Can Reshoring and Newshoring Revive American Manufacturing?

by Andrew Armstrong on January 19, 2016

rsz_manufacturing_trends_new_shoring-1024x512

In his final State of the Union address, President Barack Obama noted the creation of nearly 900,000 manufacturing jobs in the last six years. But America can do better. How? By two strategies that many are likely unaware of: Reshoring and Newshoring.

Another trend creating entirely new jobs in the U.S is known as newshoring. This concept refers primarily to smaller entities creating entirely new products who choose to manufacturer their products here in the U.S. rather than overseas. With new technologies such as 3D printing breaking down many the barriers to entry in manufacturing, making the choice to manufacturer locally is far more attractive than it has been in years’ past.

Together, reshoring and newshoring offer hope that American manufacturing may be back on the rise in the coming years. However, a litany of challenges still remain.

The Goal of Reshoring 

Reshoring has resulted in the return of thousands of previously off-shored manufacturing jobs to U.S. workers, reclaiming them from regions such as East Asia and Latin America.

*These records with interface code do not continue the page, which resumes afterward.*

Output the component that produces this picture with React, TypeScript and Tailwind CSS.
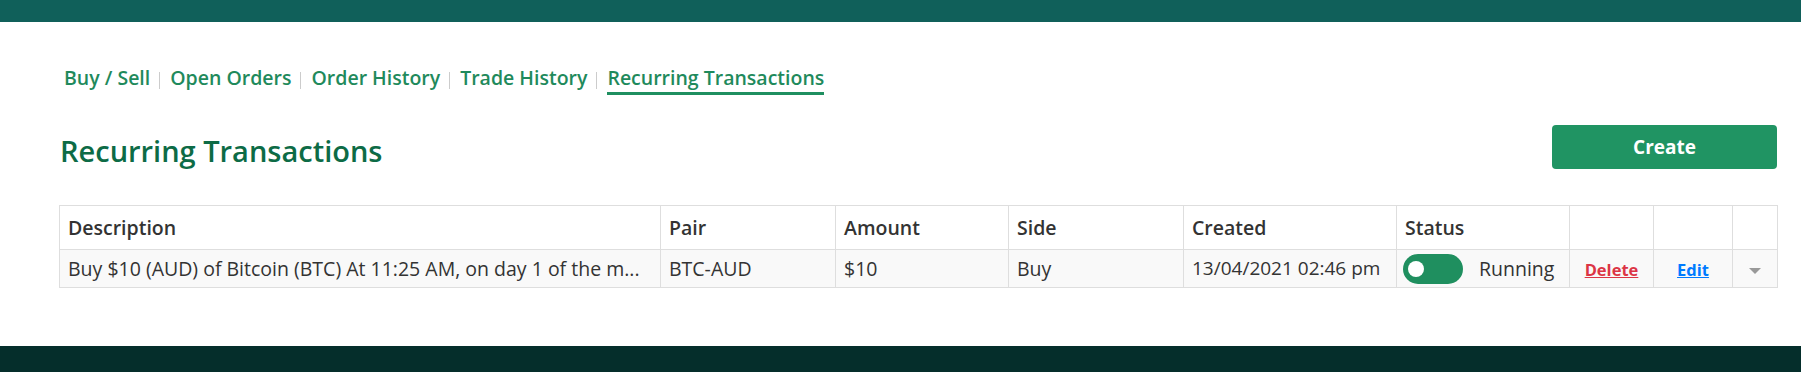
import React from 'react'

const tabs = ['Buy / Sell', 'Open Orders', 'Order History', 'Trade History', 'Recurring Transactions']

const cols = [
    { label: 'Description', w: 'w-[601px]' },
    { label: 'Pair', w: 'w-[175px]' },
    { label: 'Amount', w: 'w-[173px]' },
    { label: 'Side', w: 'w-[175px]' },
    { label: 'Created', w: 'w-[213px]' },
    { label: 'Status', w: 'w-[173px]' },
    { label: '', w: 'w-[84px]' },
    { label: '', w: 'w-[79px]' },
    { label: '', w: 'w-[45px]' },
]

const Tabs: React.FC = () => (
    <div className="flex items-center">
        {tabs.map((t, i) => {
            const active = i === tabs.length - 1
            return (
                <div key={t} className="flex items-center">
                    {i > 0 && <span className="ml-[9px] mr-[10px] h-[17px] w-px bg-[#cccccc]" />}
                    <a
                        href="#"
                        className={
                            'pb-px text-[19.5px] leading-[26px] font-semibold text-[#1f8a5c] ' +
                            (active ? 'border-b-[3px] border-[#1f8f60]' : 'border-b-[3px] border-transparent')
                        }
                    >
                        {t}
                    </a>
                </div>
            )
        })}
    </div>
)

const Toggle: React.FC = () => (
    <span className="relative inline-block h-[30px] w-[60px] shrink-0 rounded-full bg-[#1f8f5f]">
        <span className="absolute left-[5px] top-[7px] h-4 w-4 rounded-full bg-white" />
    </span>
)

export default function App() {
    return (
        <div className="flex min-h-[372px] flex-col bg-white font-['Open_Sans',sans-serif] text-[#333333]">
            <div className="h-[22px] bg-[#10605a]" />
            <main className="flex-1 pl-[59px] pr-[24px] pt-[43px]">
                <div className="pl-[5px]">
                    <Tabs />
                </div>
                <div className="mt-[29px] flex items-center justify-between">
                    <h1 className="pl-px pt-[8px] text-[29px] leading-[38px] font-semibold text-[#0d6b46]">
                        Recurring Transactions
                    </h1>
                    <button
                        type="button"
                        className="h-[44px] w-[225px] rounded-[4px] bg-[#209463] text-[19px] font-bold text-white"
                    >
                        Create
                    </button>
                </div>
                <table className="mt-[35px] w-[1718px] table-fixed border-collapse text-[19.5px]">
                    <colgroup>
                        {cols.map((c, i) => (
                            <col key={i} className={c.w} />
                        ))}
                    </colgroup>
                    <thead>
                        <tr className="h-[44px] bg-white">
                            {cols.map((c, i) => (
                                <th
                                    key={i}
                                    className="border border-[#dedede] px-2 text-left font-semibold"
                                >
                                    {c.label}
                                </th>
                            ))}
                        </tr>
                    </thead>
                    <tbody>
                        <tr className="h-[38px] bg-[#f9f9f9]">
                            <td className="overflow-hidden whitespace-nowrap border border-[#dedede] px-2">
                                Buy $10 (AUD) of Bitcoin (BTC) At 11:25 AM, on day 1 of the m...
                            </td>
                            <td className="border border-[#dedede] px-2">BTC-AUD</td>
                            <td className="border border-[#dedede] px-2">$10</td>
                            <td className="border border-[#dedede] px-2">Buy</td>
                            <td className="whitespace-nowrap border border-[#dedede] px-2 text-[19px]">13/04/2021 02:46 pm</td>
                            <td className="border border-[#dedede] px-[6px]">
                                <div className="flex items-center gap-4">
                                    <Toggle />
                                    <span>Running</span>
                                </div>
                            </td>
                            <td className="border border-[#dedede] text-center">
                                <a href="#" className="text-[16.5px] font-bold text-[#dc3545] underline">
                                    Delete
                                </a>
                            </td>
                            <td className="border border-[#dedede] text-center">
                                <a href="#" className="text-[16.5px] font-bold text-[#007bff] underline">
                                    Edit
                                </a>
                            </td>
                            <td className="border border-[#dedede] text-center">
                                <span className="inline-block h-0 w-0 border-x-[6px] border-t-[6px] border-x-transparent border-t-[#999999] align-middle" />
                            </td>
                        </tr>
                    </tbody>
                </table>
            </main>
            <div className="h-[26px] bg-[#052e2b]" />
        </div>
    )
}
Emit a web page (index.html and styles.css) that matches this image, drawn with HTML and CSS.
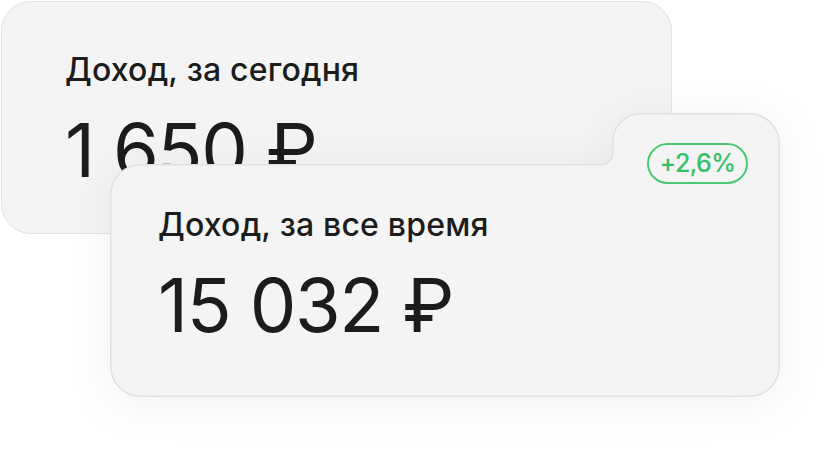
FILE: index.html
```html
<!DOCTYPE html>
<html lang="ru">
<head>
<meta charset="utf-8">
<title>Доход</title>
<link rel="stylesheet" href="styles.css">
</head>
<body>
<div class="stage">
  <section class="card-today">
    <p class="label">Доход, за сегодня</p>
    <p class="amount">1 650 ₽</p>
  </section>
  <section class="card-total">
    <svg class="card-total__bg" viewBox="0 0 670 284" preserveAspectRatio="none" aria-hidden="true">
      <path d="M30 51.75 L490.75 51.75 A12 12 0 0 0 502.75 39.75 L502.75 28.75 A28 28 0 0 1 530.75 0.75 L639.25 0.75 A30 30 0 0 1 669.25 30.75 L669.25 253.25 A30 30 0 0 1 639.25 283.25 L30.75 283.25 A30 30 0 0 1 0.75 253.25 L0.75 81.75 A30 30 0 0 1 30.75 51.75 Z"/>
    </svg>
    <div class="card-total__body">
      <span class="badge">+2,6%</span>
      <p class="label">Доход, за все время</p>
      <p class="amount">15 032 ₽</p>
    </div>
  </section>
</div>
</body>
</html>
```

FILE: styles.css
```css
html, body {
  margin: 0;
  padding: 0;
  background: #ffffff;
}

body {
  width: 828px;
  height: 452px;
  overflow: hidden;
  font-family: "Inter", "Noto Sans", sans-serif;
  color: #1c1c1c;
}

.stage {
  padding: 1px 0 0 1px;
}

.label,
.amount {
  margin: 0;
  line-height: 1;
  white-space: nowrap;
}

.label {
  font-size: 32px;
  font-weight: 500;
  letter-spacing: 0.2px;
}

.amount {
  font-size: 74px;
  font-weight: 400;
  letter-spacing: -1.4px;
  margin-top: 27px;
}

.card-today {
  box-sizing: border-box;
  width: 671px;
  height: 233px;
  padding: 52px 0 0 63px;
  background: #f4f4f4;
  border: 1.5px solid #e2e2e2;
  border-radius: 30px;
  overflow: hidden;
}

.card-total {
  position: relative;
  width: 670px;
  height: 284px;
  margin: -121px 0 0 109px;
}

.card-total__bg {
  position: absolute;
  left: 0;
  top: 0;
  width: 100%;
  height: 100%;
  overflow: visible;
  filter: drop-shadow(0 6px 22px rgba(0, 0, 0, 0.06));
}

.card-total__bg path {
  fill: #f4f4f4;
  stroke: #e0e0e0;
  stroke-width: 1.5;
}

.card-total__body {
  position: relative;
  display: flex;
  flex-direction: column;
  align-items: flex-start;
  padding: 30px 32px 0 48px;
}

.badge {
  align-self: flex-end;
  box-sizing: border-box;
  display: flex;
  align-items: center;
  justify-content: center;
  width: 101px;
  height: 41px;
  border: 2px solid #4cc873;
  border-radius: 999px;
  color: #34c065;
  font-size: 25px;
  font-weight: 500;
  line-height: 1;
  letter-spacing: -0.6px;
  margin-bottom: 25px;
}
```
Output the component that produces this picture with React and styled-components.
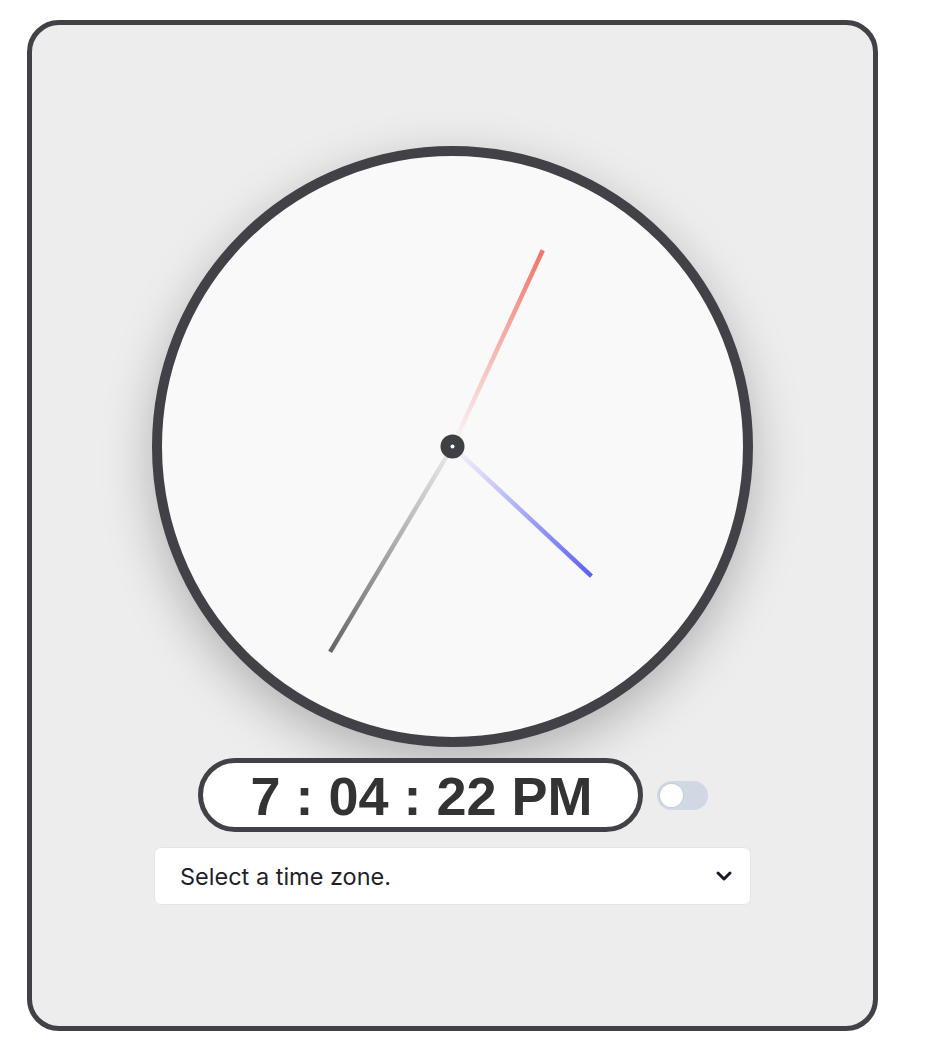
import styled, { createGlobalStyle } from "styled-components";
import { ChevronDown } from "lucide-react";

const GlobalStyle = createGlobalStyle`
  html, body {
    margin: 0;
    padding: 0;
    background: #ffffff;
    font-family: Inter, "Liberation Sans", sans-serif;
  }
`;

const Page = styled.div`
  padding: 20px 0 0 27px;
`;

const Card = styled.main`
  /* Box */
  box-sizing: border-box;
  width: 851px;
  height: 1011px;
  display: flex;
  flex-direction: column;
  align-items: center;
  padding-top: 121px;
  background-color: #ededed;
  border: 5px solid #414147;
  border-radius: 32px;
`;

const Face = styled.div`
  box-sizing: border-box;
  width: 601px;
  height: 601px;
  border-radius: 50%;
  border: 10px solid #414147;
  background-color: #f9f9f9;
  box-shadow: 0 16px 50px rgba(0, 0, 0, 0.25);
`;

const DisplayRow = styled.div`
  display: flex;
  align-items: center;
  gap: 14px;
  margin-top: 11px;
`;

const TimePill = styled.div`
  box-sizing: border-box;
  width: 445px;
  height: 74px;
  display: flex;
  align-items: center;
  justify-content: center;
  background-color: #ffffff;
  border: 5px solid #414147;
  border-radius: 37px;
  font-family: "Liberation Sans", Arial, sans-serif;
  font-weight: 700;
  font-size: 54px;
  color: #333333;
  padding: 2px 0 0 3px;
`;

const Track = styled.div`
  box-sizing: border-box;
  width: 51px;
  height: 29px;
  display: flex;
  align-items: center;
  padding-left: 3px;
  border-radius: 15px;
  background-color: ${(p) => (p.$on ? "#6366f1" : "#cfd8e3")};
`;

const Knob = styled.span`
  width: 23px;
  height: 23px;
  border-radius: 50%;
  background-color: #ffffff;
  box-shadow: 0 0 0 1px rgba(0, 0, 0, 0.05);
`;

const SelectBox = styled.div`
  position: relative;
  box-sizing: border-box;
  width: 597px;
  height: 58px;
  margin-top: 15px;
  background-color: #ffffff;
  border: 1px solid #e2e5ea;
  border-radius: 7px;
`;

const Select = styled.select`
  appearance: none;
  width: 100%;
  height: 100%;
  border: none;
  background: transparent;
  padding: 0 0 0 25px;
  font-family: Inter, "Liberation Sans", sans-serif;
  font-size: 23.5px;
  color: #1f1f2b;
  outline: none;
`;

const Chevron = styled(ChevronDown)`
  position: absolute;
  right: 14px;
  top: 16px;
  pointer-events: none;
  color: #1a1a28;
`;

const hands = [
  { id: "hour", angle: 210.8, length: 239, color: "#666666", from: "#ececec" },
  { id: "min", angle: 24.7, length: 216, color: "#f07469", from: "#f9f9f9" },
  { id: "sec", angle: 133, length: 190, color: "#5b5ef5", from: "#f9f9f9" },
];

function ClockHands() {
  const c = 290.5;
  return (
    <svg width="581" height="581" viewBox="0 0 581 581">
      <defs>
        {hands.map((h) => {
          const r = (h.angle * Math.PI) / 180;
          const x = c + Math.sin(r) * h.length;
          const y = c - Math.cos(r) * h.length;
          return (
            <linearGradient
              key={h.id}
              id={`g-${h.id}`}
              gradientUnits="userSpaceOnUse"
              x1={c}
              y1={c}
              x2={x}
              y2={y}
            >
              <stop offset="0" stopColor={h.from} />
              <stop offset="1" stopColor={h.color} />
            </linearGradient>
          );
        })}
      </defs>
      {hands.map((h) => {
        const r = (h.angle * Math.PI) / 180;
        return (
          <line
            key={h.id}
            x1={c}
            y1={c}
            x2={c + Math.sin(r) * h.length}
            y2={c - Math.cos(r) * h.length}
            stroke={`url(#g-${h.id})`}
            strokeWidth="4.5"
          />
        );
      })}
      <circle cx={c} cy={c} r="12" fill="#3f3f46" />
      <circle cx={c} cy={c} r="2" fill="#ffffff" />
    </svg>
  );
}

export default function App() {
  return (
    <Page>
      <GlobalStyle />
      <Card>
        <Face>
          <ClockHands />
        </Face>
        <DisplayRow>
          <TimePill>7 : 04 : 22 PM</TimePill>
          <Track>
            <Knob />
          </Track>
        </DisplayRow>
        <SelectBox>
          <Select defaultValue="">
            <option value="">Select a time zone.</option>
          </Select>
          <Chevron size={24} strokeWidth={3} />
        </SelectBox>
      </Card>
    </Page>
  );
}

It isn’t easy convincing owners that a return to “made in the U.S.A” is profitable. Other countries traditionally boast lower wages with fewer required benefits for workers. However, changing market forces have spurred new debate. Rising labor costs, rising shipping costs for transportation, and greater concerns about intellectually property theft taking place in overseas facilities have all diminished profit margins for companies offshoring their manufacturing in recent years.

Reshoring Success Stories

Examples of the reshoring phenomenon are apparent in multiple industries. One of the biggest reshoring examples occurred in 2012 when General Electric chose to move their appliance manufacturing operations back to the United States. Another recent example is K’NEX, the toymaker. Originally their toys were made in China, but today they are all made in Pennsylvania. Other companies that have moved some or all of their manufacturing back to the U.S. from abroad include Ford, Caterpillar, Whirlpool and NCR.

Brooks Brothers, one of the biggest apparel companies, also moved its operations back stateside. Garment makers are among the top industries moving their operations back to the United States in recent years. Owners cite energy costs overseas compared to less expensive alternatives in the U.S.

Another reason why moving manufacturing back to the U.S. makes good financial sense for those in the apparel field is flexibility. Apparel makers can more easily reduce production if a line isn’t popular, or increase production for certain models that are in high demand. This type of flexibility is difficult when production is in foreign countries.

Is it Working?

There’s no question that the trend in reshoring is real, but getting accurate data to gauge its effectiveness is hard. The big companies mentioned have made headlines with their moves, but there haven’t been large numbers of smaller businesses taking the leap.

Research has shown mixed results. One study conducted by The Boston Consulting Group in 2013 showed that a growing number of companies have initiated plans to re-shore, or are giving it strong consideration. However, a 2014 study done by A.T. Kearney, a management consulting firm, showed that success stories had been exaggerated.

What About Newshoring?

Many of the new businesses representing the ‘newshoring’ movement are individual inventors working from home. They’re young, highly educated and know how to make use of technology to create their designs and prototypes. They often collaborate with other individuals to bring their ideas to market. Technologies such as 3D printing, computer-aided drawing, and crowdfunding have empowered startups and these individual craftsmen to independently bring products directly to the marketplace in recent years.

The newshoring trend is in its infancy, but with the growing popularity and accessibility of 3D printing, crowdfunding, cloud computing, and other enabling technologies, it is considered a movement that will last for the long-term. With an increasing volume of resources for newshoring emerging, and increased government support, creating new jobs in American manufacturing is becoming more attainable.

#1 Again?

Does this mean the U.S. will soon reclaim its position as the world’s manufacturing giant? It’s not likely anytime soon. Because of better technology, fewer people are needed to produce a much greater number of goods, compared to the heady times of the 1950s and 1960s when the U.S. led the world. But jobs in the manufacturing sector are increasing thanks to reshoring and newshoring, which is a positive sign for the health of the American manufacturing industry.